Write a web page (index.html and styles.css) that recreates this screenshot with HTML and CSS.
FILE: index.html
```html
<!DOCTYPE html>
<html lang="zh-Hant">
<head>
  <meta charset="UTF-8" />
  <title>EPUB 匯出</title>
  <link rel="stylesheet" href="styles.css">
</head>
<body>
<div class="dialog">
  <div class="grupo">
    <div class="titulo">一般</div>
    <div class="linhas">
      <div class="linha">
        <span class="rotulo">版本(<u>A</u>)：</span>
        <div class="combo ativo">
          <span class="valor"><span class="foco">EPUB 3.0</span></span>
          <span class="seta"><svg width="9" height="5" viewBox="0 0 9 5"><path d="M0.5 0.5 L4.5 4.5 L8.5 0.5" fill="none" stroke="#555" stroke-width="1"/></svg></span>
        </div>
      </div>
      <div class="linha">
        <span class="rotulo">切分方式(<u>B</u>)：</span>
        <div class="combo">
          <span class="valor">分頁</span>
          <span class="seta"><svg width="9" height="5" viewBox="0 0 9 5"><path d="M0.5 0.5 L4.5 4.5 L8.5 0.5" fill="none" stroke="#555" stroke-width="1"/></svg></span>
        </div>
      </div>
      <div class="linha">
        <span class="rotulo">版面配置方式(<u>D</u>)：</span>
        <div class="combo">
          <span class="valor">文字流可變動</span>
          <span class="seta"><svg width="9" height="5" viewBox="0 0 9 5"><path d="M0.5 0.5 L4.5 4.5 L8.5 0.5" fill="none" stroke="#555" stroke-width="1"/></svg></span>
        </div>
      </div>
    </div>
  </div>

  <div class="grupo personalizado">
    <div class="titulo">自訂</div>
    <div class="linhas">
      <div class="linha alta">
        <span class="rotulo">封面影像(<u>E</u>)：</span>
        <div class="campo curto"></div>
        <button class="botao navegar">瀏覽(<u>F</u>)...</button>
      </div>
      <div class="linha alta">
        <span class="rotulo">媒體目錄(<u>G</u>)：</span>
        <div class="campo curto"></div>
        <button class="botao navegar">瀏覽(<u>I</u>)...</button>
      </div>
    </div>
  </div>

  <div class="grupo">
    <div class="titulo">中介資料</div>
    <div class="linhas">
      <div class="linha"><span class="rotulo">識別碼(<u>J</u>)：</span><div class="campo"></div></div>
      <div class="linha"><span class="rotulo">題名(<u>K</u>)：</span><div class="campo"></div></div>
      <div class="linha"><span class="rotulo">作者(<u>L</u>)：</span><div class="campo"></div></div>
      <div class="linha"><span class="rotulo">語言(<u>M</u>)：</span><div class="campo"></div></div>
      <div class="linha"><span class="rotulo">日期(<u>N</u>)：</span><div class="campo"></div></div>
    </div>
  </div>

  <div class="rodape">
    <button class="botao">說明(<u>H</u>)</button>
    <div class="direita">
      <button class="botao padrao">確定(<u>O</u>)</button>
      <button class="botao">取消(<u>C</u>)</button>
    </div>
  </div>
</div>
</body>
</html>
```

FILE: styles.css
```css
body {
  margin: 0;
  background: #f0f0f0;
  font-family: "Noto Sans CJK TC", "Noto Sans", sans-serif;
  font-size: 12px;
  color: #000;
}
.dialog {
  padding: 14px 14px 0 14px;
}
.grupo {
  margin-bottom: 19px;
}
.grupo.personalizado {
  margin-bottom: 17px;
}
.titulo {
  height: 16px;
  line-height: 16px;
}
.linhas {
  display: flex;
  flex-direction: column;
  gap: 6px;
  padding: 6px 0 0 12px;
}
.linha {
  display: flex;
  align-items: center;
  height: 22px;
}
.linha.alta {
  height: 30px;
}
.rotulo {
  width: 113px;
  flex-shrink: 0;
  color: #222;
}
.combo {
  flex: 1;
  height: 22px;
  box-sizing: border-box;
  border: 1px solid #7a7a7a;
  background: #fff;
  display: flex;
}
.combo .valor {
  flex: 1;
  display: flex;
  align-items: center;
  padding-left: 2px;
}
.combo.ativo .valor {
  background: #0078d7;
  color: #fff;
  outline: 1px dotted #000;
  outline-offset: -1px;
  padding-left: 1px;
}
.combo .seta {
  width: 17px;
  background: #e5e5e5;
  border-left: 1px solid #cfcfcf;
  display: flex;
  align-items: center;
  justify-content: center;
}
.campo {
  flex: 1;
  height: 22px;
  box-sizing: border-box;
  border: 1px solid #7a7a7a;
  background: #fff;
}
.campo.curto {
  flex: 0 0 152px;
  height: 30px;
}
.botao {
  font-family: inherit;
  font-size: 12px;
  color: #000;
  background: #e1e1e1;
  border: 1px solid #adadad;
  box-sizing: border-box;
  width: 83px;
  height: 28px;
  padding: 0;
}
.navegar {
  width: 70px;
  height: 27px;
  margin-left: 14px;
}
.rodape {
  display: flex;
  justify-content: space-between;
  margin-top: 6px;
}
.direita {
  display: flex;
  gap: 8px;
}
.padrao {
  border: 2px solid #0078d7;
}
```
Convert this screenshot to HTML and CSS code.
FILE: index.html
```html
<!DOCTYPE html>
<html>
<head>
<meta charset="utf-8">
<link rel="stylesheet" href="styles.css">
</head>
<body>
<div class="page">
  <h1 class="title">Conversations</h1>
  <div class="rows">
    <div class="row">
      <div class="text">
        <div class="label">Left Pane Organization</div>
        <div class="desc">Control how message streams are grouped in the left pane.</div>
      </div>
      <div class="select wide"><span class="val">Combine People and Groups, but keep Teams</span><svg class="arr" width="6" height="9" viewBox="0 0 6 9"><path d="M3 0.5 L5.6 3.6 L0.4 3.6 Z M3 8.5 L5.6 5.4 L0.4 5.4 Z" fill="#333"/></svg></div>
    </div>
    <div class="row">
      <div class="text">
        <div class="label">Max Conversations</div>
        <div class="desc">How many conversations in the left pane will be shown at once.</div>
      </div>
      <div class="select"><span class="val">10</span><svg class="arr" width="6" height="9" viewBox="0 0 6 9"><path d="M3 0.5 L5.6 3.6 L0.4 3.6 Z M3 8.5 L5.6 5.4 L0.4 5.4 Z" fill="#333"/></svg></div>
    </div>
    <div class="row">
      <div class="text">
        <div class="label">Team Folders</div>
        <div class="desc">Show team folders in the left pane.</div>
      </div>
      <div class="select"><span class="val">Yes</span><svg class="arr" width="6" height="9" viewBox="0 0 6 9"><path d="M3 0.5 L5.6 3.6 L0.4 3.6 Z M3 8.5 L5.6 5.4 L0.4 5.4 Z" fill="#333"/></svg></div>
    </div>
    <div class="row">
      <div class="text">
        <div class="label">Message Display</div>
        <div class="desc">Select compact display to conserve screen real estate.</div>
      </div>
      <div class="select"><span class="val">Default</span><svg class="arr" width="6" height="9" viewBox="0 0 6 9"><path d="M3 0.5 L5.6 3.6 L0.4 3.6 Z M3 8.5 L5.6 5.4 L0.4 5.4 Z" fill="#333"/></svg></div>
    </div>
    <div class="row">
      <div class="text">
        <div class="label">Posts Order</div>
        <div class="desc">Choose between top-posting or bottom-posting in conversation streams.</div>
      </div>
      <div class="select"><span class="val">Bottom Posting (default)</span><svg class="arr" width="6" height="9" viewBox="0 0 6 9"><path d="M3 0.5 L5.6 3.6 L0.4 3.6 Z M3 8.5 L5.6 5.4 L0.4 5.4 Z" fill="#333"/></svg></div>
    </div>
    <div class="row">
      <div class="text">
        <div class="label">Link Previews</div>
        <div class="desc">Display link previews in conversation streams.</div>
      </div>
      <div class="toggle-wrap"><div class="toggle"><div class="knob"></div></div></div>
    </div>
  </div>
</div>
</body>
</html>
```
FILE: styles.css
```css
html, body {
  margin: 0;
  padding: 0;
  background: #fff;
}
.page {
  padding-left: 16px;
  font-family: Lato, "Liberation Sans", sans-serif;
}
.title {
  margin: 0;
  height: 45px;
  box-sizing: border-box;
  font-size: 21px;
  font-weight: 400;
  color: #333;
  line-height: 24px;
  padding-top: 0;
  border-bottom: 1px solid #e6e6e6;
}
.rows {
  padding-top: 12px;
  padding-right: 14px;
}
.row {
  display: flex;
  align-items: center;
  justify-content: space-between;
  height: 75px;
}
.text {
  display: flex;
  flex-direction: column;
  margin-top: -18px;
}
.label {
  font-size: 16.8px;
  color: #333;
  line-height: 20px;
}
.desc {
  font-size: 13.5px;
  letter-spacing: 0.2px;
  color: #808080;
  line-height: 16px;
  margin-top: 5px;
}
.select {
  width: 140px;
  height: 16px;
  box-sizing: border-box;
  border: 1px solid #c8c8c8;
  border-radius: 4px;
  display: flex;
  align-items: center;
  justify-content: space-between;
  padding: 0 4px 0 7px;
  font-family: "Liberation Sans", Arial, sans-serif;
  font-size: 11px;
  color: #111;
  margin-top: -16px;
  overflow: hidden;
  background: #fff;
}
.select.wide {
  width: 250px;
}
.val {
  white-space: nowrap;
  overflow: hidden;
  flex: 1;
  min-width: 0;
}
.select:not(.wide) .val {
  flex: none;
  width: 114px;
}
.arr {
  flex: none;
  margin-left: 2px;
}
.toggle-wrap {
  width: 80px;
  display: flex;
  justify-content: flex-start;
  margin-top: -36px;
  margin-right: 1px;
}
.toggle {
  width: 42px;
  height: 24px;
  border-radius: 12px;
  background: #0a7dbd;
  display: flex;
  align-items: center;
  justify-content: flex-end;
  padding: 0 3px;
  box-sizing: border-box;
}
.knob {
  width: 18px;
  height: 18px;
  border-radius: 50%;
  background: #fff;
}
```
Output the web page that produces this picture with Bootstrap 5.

+===+

WHAT YOU SHOULD DO:
Go through the records. Copy each line where "page" appears.

RESULT OF THE EXERCISE:
Write a web page (index.html and styles.css) that recreates this screenshot with HTML and CSS.
<div class="page">
.page {
Output the web page that produces this picture with Bootstrap 5.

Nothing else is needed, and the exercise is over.